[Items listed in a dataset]
* BEGIN *
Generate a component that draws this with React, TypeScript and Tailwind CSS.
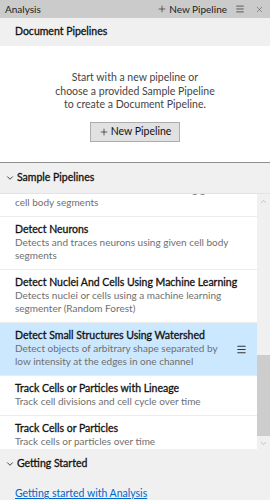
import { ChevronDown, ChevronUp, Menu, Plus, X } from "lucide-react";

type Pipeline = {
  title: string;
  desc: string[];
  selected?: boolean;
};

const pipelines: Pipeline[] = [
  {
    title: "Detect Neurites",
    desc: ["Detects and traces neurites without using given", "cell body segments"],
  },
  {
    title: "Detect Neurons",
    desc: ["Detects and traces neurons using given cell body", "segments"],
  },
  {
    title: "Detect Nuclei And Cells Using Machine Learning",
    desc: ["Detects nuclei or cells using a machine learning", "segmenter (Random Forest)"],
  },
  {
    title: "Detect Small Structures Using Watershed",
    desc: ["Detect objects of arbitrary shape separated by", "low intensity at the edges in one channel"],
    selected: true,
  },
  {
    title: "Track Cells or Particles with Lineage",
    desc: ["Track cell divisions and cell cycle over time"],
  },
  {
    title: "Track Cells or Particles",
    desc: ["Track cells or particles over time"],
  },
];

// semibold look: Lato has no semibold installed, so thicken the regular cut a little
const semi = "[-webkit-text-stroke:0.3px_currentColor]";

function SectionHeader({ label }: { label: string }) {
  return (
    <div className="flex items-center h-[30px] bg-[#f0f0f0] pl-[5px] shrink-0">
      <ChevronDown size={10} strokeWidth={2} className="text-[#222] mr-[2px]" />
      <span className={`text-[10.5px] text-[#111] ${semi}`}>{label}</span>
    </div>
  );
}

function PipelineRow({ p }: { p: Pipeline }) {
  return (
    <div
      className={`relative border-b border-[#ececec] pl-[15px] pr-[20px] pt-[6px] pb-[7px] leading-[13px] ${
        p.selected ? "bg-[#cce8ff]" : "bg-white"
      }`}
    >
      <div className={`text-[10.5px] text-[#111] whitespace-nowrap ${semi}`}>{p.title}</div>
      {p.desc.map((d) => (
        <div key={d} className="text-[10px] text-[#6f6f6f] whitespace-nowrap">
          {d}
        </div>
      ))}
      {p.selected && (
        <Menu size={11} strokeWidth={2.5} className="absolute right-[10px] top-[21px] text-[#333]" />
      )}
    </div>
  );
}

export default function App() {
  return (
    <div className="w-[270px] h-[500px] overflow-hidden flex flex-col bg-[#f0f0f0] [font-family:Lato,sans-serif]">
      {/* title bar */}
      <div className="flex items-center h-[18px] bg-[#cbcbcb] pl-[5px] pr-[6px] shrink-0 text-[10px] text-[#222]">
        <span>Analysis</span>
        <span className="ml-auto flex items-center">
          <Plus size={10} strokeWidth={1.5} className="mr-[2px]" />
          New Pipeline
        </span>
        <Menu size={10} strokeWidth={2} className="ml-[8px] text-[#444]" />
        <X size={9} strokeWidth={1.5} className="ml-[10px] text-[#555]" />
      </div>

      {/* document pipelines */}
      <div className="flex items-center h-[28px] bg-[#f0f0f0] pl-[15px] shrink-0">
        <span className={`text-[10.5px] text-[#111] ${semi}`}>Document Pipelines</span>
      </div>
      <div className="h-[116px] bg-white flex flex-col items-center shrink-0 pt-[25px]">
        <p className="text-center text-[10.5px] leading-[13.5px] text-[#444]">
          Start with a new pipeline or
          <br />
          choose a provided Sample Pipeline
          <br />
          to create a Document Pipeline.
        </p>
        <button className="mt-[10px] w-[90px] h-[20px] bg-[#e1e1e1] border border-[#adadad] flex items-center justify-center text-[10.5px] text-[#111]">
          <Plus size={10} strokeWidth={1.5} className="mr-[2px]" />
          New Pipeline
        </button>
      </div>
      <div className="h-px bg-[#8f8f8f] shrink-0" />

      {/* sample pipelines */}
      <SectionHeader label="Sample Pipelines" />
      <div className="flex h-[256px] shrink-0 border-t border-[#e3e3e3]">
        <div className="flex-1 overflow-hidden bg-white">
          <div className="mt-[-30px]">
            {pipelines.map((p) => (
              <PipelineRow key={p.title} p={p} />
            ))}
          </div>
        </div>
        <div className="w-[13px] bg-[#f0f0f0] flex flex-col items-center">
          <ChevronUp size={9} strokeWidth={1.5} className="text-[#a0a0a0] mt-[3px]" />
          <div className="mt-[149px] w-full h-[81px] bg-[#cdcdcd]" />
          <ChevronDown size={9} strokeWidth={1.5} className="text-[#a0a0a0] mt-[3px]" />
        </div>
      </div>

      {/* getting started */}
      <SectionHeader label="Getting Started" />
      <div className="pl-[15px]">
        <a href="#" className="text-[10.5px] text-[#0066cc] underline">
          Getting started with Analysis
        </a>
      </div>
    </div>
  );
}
* END *
* BEGIN *
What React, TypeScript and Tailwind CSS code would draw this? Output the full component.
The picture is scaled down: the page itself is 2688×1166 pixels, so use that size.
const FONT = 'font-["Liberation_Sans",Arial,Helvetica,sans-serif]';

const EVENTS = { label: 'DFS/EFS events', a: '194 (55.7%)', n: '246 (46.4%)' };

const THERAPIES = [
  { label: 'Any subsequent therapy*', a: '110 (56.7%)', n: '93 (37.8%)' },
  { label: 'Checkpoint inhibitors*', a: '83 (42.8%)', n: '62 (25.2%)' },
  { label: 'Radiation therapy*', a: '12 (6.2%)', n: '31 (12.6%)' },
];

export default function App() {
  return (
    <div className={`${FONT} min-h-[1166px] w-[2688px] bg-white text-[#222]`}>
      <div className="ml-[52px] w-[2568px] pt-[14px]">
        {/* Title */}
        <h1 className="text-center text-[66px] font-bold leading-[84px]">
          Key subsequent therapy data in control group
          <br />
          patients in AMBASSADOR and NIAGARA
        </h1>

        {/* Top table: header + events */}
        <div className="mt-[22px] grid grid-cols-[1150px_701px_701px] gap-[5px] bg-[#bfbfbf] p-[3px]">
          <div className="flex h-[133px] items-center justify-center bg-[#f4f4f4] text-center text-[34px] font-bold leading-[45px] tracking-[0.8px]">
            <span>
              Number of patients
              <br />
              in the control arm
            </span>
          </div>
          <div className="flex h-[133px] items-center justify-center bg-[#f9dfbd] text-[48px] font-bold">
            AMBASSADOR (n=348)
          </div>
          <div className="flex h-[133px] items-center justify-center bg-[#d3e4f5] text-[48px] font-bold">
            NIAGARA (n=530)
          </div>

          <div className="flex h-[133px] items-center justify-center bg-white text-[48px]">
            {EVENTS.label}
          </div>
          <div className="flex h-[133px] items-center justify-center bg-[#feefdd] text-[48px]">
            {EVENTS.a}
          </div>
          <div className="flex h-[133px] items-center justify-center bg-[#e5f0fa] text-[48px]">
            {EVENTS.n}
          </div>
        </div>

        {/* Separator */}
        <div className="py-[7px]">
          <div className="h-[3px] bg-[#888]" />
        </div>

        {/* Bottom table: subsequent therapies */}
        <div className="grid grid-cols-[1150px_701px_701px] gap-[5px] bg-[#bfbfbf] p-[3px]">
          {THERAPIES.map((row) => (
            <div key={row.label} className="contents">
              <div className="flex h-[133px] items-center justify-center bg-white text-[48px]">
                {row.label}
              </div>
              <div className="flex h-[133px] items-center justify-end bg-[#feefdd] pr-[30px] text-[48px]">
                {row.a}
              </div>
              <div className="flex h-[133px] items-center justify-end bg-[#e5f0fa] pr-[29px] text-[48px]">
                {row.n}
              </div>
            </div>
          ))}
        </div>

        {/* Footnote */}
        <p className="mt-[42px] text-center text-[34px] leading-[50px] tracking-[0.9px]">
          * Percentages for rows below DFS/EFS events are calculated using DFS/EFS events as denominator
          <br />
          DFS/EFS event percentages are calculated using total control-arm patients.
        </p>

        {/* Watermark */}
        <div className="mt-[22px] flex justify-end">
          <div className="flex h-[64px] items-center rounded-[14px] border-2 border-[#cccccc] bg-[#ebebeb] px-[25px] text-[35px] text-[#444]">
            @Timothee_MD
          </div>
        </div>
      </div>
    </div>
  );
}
* END *
* BEGIN *
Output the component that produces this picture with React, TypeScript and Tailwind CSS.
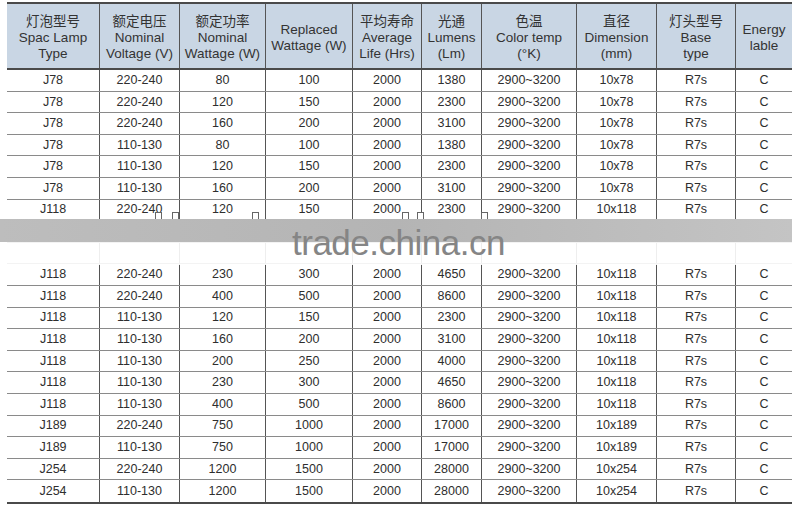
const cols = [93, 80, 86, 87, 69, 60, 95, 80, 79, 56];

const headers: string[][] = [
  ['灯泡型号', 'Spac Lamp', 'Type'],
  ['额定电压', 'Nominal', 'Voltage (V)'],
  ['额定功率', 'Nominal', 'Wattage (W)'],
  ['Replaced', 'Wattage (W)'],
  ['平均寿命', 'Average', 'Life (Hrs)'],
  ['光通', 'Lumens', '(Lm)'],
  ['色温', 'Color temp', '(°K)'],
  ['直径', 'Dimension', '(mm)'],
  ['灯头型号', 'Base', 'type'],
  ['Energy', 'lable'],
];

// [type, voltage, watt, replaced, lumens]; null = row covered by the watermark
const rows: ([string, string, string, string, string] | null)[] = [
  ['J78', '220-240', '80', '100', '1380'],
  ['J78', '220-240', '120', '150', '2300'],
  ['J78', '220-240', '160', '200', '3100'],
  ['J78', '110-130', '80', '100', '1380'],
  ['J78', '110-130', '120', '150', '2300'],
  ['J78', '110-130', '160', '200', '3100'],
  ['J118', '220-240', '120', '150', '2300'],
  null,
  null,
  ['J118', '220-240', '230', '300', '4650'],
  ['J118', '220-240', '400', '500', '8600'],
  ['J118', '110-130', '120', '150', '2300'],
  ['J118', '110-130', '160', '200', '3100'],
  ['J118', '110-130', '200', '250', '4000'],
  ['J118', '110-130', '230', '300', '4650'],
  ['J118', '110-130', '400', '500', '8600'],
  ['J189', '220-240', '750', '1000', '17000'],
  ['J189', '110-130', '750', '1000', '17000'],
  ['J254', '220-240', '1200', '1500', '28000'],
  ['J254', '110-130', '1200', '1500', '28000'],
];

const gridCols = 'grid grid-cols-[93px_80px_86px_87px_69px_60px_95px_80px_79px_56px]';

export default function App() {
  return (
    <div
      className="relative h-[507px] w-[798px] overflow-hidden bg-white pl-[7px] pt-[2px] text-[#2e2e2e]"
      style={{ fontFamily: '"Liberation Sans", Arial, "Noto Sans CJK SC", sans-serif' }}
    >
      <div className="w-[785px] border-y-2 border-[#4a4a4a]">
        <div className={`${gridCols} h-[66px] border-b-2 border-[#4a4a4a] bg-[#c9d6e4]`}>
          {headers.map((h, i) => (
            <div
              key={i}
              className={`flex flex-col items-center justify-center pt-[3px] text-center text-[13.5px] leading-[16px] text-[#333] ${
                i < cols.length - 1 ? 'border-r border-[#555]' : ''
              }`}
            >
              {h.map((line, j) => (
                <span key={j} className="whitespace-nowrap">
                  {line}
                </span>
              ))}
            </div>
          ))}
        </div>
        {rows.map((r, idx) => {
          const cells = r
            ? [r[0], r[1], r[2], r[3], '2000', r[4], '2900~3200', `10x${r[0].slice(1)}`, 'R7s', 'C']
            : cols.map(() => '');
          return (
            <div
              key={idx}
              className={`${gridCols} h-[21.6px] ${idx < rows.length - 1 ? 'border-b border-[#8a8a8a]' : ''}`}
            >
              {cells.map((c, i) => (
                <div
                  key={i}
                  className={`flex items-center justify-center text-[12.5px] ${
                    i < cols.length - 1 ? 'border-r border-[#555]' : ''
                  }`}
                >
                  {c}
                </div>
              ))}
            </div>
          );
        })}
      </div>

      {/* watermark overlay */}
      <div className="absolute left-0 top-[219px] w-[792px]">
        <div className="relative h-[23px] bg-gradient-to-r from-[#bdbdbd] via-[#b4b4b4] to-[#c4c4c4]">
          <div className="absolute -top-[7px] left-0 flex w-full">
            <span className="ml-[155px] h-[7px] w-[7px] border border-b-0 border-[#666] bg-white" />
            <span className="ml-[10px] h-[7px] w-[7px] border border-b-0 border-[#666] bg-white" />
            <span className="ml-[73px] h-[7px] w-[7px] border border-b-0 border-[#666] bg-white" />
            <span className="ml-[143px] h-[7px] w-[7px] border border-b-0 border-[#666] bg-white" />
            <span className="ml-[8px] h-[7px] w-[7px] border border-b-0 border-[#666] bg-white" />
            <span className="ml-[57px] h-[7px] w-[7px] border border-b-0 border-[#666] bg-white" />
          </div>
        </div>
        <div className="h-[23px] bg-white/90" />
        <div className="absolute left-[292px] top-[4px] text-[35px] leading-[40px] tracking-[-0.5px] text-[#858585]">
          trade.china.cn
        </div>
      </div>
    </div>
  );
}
* END *
#### [GIVEN EXERCISE]
Report the number of lines above containing the word "component", with no other text.

#### [SOLUTION]
3